Part of a data file

-------------------------

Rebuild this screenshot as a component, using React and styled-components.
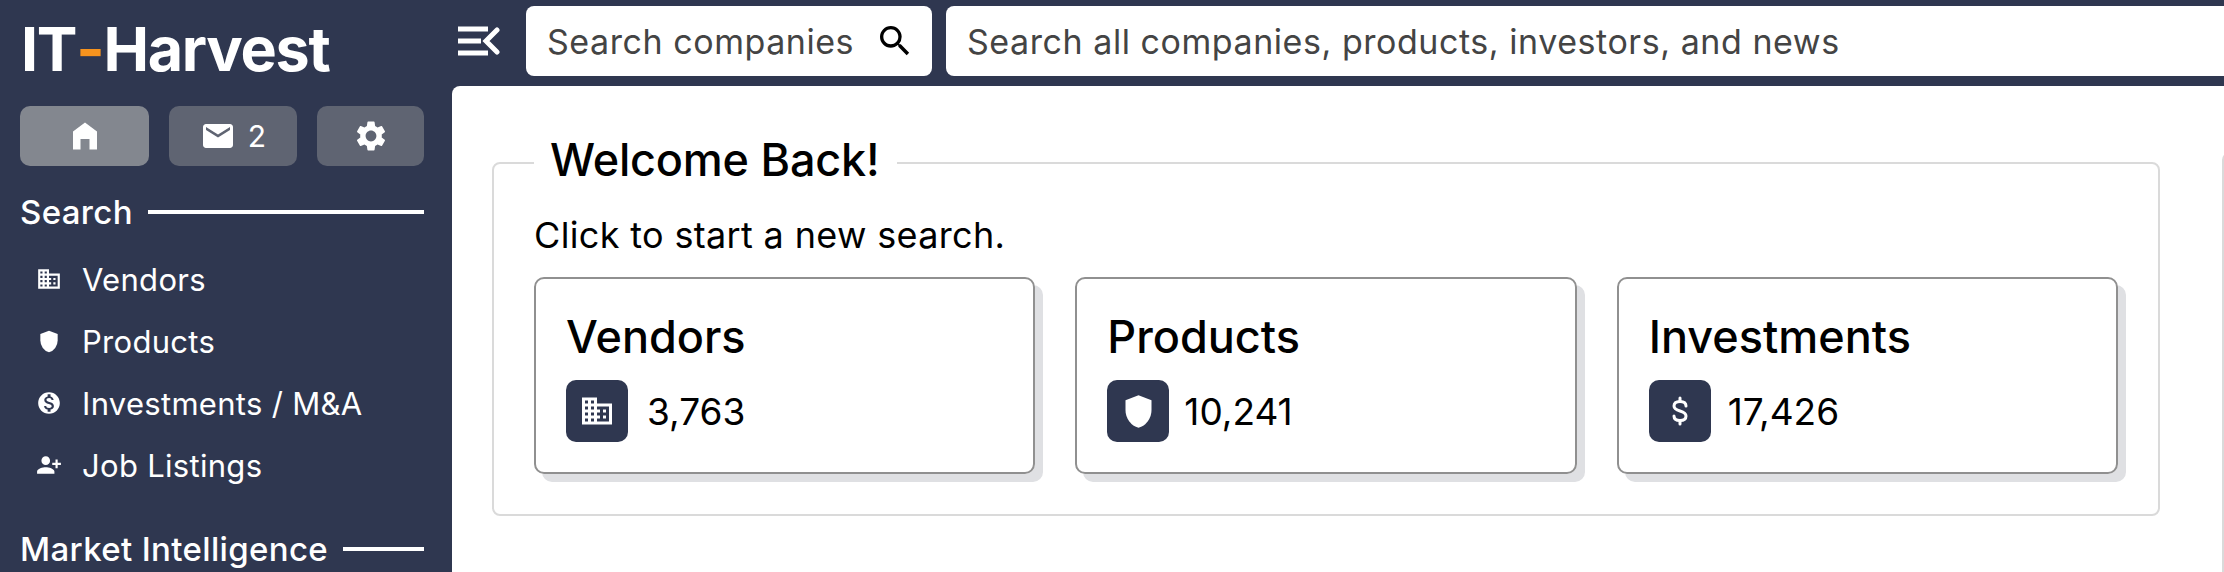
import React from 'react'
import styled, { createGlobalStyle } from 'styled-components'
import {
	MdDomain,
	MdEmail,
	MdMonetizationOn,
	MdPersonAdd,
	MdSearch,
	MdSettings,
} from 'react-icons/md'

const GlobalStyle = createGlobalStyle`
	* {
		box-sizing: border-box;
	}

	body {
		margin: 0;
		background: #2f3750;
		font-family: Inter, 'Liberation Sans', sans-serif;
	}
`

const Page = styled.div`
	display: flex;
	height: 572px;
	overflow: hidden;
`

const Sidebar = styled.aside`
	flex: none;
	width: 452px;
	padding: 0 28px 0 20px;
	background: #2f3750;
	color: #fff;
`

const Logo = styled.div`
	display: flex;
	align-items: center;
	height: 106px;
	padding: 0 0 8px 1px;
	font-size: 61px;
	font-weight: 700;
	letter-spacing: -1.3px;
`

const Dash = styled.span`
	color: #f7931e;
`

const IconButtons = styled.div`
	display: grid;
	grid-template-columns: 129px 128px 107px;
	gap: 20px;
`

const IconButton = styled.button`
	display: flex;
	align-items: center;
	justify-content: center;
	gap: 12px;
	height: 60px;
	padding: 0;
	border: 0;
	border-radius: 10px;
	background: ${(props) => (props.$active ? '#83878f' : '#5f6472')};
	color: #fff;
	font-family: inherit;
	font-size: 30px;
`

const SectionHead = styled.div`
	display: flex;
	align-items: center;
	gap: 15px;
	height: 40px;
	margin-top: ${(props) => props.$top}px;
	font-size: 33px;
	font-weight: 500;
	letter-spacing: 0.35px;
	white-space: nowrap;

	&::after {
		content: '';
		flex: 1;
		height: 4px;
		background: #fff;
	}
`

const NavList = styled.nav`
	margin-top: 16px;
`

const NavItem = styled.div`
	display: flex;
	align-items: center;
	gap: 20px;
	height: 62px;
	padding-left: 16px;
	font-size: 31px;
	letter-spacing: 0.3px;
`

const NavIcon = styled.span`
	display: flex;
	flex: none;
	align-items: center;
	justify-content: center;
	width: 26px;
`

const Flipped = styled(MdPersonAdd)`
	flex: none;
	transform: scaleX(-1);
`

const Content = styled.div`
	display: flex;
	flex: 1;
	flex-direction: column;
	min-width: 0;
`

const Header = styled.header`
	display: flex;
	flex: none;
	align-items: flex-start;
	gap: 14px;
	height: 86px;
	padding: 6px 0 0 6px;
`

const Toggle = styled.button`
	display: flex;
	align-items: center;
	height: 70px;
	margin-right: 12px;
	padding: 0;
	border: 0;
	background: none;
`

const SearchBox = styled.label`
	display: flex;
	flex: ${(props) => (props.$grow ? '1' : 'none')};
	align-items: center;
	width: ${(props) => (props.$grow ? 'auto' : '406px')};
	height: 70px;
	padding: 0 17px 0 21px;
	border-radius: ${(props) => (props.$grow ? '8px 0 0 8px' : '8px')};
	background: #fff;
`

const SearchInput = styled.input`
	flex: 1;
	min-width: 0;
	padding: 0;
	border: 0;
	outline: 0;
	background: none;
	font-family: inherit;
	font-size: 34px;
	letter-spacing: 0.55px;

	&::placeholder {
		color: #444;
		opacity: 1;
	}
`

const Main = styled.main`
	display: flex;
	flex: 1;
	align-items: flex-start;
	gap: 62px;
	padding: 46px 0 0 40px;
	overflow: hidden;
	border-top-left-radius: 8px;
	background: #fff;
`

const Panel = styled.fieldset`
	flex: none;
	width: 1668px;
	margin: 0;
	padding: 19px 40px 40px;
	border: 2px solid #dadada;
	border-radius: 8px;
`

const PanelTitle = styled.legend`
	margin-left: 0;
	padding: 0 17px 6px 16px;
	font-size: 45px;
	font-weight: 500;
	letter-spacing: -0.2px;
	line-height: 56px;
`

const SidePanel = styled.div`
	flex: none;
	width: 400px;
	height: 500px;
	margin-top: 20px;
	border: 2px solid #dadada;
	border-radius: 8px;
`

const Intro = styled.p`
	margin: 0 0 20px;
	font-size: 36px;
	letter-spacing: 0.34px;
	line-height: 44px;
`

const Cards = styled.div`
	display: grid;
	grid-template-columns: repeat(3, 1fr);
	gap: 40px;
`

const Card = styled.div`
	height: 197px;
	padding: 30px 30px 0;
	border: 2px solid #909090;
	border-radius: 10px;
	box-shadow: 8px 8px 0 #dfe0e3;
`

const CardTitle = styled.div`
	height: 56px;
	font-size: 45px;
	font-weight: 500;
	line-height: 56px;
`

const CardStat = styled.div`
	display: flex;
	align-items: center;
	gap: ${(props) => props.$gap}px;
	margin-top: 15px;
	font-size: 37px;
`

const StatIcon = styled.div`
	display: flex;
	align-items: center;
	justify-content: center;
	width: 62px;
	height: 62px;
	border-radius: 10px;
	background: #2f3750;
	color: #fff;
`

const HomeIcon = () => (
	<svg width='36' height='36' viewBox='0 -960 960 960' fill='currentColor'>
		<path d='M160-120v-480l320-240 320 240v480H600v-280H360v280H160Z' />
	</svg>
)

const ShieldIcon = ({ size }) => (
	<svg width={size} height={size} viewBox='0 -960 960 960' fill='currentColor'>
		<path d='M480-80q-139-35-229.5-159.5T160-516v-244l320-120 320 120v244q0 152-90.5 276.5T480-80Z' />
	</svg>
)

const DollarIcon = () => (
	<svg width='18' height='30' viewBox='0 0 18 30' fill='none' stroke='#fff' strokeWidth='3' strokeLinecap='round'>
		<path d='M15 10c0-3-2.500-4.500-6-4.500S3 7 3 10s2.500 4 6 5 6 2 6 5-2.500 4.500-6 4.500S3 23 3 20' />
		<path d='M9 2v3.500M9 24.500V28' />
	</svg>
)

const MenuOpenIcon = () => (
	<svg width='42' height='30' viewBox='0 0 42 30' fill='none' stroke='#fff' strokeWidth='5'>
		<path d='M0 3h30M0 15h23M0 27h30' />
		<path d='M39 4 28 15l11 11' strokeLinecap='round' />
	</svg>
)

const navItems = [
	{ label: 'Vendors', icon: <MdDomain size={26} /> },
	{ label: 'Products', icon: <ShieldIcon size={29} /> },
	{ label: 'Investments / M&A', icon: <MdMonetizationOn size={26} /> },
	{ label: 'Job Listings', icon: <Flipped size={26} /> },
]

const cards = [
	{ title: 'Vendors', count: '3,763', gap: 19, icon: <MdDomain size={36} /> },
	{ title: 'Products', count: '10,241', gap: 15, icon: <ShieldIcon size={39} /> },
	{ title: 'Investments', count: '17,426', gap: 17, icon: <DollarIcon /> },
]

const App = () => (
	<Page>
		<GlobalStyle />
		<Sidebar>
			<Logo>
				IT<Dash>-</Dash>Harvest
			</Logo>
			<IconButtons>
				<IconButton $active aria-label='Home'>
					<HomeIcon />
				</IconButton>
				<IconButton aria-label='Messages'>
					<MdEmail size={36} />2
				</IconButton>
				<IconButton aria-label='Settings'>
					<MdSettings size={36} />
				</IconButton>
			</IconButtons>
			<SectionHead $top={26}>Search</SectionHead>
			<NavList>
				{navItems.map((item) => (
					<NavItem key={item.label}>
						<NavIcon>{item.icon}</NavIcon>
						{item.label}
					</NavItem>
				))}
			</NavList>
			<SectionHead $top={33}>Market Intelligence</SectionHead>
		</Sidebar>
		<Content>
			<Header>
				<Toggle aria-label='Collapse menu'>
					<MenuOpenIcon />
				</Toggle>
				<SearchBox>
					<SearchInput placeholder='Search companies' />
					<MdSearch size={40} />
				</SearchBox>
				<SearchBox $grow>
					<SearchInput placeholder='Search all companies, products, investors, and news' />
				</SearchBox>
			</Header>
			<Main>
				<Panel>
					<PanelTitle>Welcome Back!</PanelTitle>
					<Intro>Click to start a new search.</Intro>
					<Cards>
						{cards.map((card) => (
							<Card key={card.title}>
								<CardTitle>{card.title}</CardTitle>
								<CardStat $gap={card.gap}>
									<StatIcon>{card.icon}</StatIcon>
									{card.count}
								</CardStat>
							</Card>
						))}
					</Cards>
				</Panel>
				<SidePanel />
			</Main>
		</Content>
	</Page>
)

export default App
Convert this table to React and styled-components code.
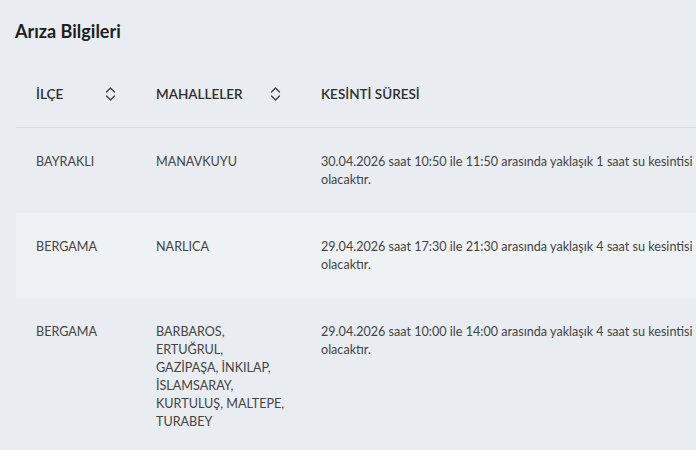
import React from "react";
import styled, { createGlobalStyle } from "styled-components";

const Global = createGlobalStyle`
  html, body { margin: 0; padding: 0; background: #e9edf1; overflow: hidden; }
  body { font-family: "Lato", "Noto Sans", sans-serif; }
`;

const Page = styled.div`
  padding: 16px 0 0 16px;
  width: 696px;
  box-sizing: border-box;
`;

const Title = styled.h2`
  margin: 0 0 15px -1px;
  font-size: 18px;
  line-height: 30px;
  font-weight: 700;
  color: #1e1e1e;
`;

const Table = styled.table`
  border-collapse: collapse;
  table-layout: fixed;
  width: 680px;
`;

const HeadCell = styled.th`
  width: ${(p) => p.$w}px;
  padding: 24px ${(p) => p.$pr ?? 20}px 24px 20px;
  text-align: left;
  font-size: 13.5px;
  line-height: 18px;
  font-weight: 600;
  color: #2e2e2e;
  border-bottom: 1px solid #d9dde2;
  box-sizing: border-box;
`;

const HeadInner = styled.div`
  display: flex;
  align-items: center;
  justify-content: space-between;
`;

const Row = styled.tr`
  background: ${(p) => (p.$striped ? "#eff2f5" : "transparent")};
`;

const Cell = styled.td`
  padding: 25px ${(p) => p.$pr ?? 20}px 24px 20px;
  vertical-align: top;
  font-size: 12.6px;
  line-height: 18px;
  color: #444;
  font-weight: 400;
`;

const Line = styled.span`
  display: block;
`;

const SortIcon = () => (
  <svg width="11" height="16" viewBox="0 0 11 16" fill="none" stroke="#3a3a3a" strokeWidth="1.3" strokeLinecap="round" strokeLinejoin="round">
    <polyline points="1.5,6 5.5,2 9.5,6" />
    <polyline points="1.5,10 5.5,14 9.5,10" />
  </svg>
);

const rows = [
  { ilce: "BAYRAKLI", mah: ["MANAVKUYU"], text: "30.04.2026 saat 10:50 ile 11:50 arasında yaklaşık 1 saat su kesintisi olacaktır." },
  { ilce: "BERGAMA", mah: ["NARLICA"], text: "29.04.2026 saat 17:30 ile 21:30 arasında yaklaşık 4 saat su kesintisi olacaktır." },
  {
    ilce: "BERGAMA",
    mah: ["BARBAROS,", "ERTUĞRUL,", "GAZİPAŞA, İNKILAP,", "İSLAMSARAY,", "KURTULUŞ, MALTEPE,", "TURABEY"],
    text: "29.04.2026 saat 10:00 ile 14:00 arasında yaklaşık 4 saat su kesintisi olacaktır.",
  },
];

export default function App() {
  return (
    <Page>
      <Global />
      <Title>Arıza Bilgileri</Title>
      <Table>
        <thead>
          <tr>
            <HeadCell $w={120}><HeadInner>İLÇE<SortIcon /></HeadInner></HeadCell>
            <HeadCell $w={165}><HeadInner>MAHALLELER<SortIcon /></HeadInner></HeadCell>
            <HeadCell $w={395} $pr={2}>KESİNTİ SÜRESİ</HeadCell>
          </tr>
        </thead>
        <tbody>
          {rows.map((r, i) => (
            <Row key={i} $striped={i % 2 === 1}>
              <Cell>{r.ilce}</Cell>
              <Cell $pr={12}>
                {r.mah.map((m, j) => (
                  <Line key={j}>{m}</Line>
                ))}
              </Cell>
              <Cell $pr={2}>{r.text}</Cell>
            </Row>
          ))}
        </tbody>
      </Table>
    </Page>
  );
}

-------------------------

Look over the records above and copy each line that includes the string "this".

RESULT:
Rebuild this screenshot as a component, using React and styled-components.
Convert this table to React and styled-components code.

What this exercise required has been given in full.